Art documents : the politics of the visible in the work of Taryn Simon and Trevor Paglen Wilkinson, Jayne


Focusing on the work of two contemporary American photographers, Taryn Simon and Trevor Paglen, this thesis addresses the gap in photographic scholarship between photography as a documentary form and a conceptual one. Each artist activates questions around visibility, representation, and the relationship between aesthetics and politics through photographic practices that shift between image and information, between seductive formalism and revelatory evidence. At stake in this investigation is a broader consideration of the status of the photograph and its relationship to exposure and redaction in an era that assumes information, including visual information, is and should be transparent and freely accessible. The first chapter introduces a theoretical problem set as the structuring argument of the thesis by articulating a delicate dialectic between visuality and opacity, one that is operative in the revelation and concealment of information through visual means.
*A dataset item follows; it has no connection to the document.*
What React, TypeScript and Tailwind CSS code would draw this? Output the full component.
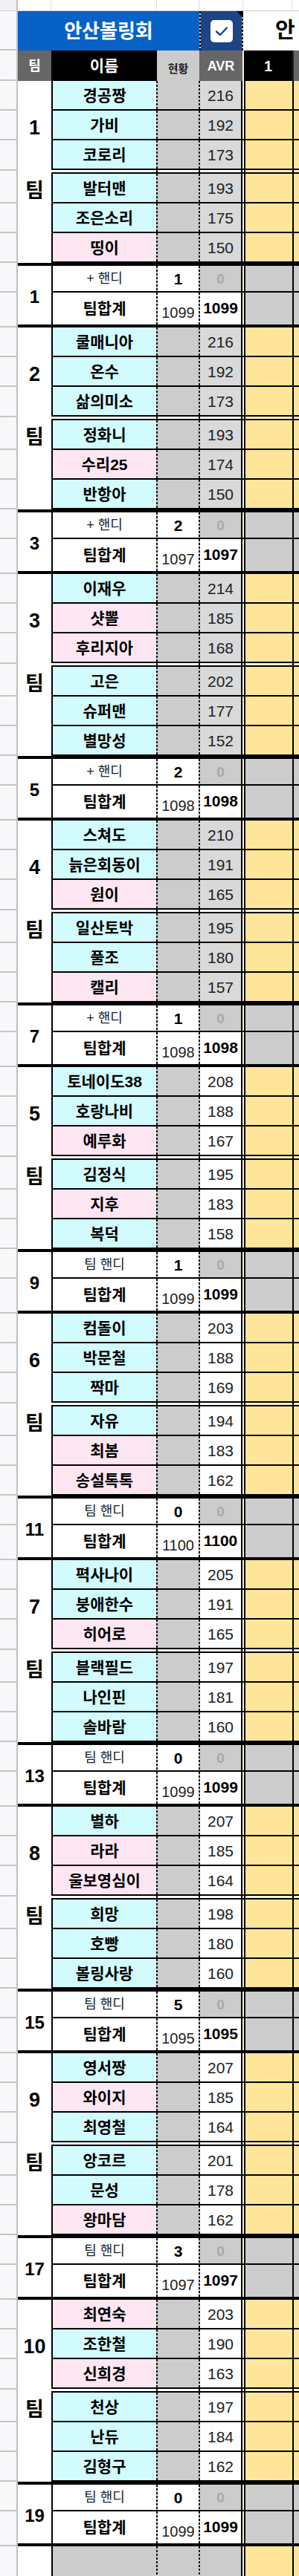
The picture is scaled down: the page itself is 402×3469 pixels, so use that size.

What the photograph delimits is not contingent, as post-structuralist theory argues, and meanings that press upon the photograph from outside the frame are not arbitrary: what is external to the photograph must be considered equal to what is visible within the frame. The second chapter introduces photographic projects that demand to be addressed as visualizations of state power, even while the aesthetics of each project simultaneously obscure the labour and lived experiences upon which they are constructed. Taryn Simon’s series Contraband examines the space of the American border and the violence done to a highly iii surveilled but not visible body. Trevor Paglen’s series The Other Night Sky likewise examines processes of state surveillance and the covert systems of power that exist beyond the visible realm. In the practices of both it is the self-imposed restrictions, often made visible through the use of texts, which render the projects legible. These projects point to an emergent discursive space that does not speak to the binaries of aesthetics and politics in art, or documentary and conceptual forms of photography. This complex third space must be recognized in order to address a failure of photographic representation that is paradoxically pervasive in the contemporary, image-saturated environment.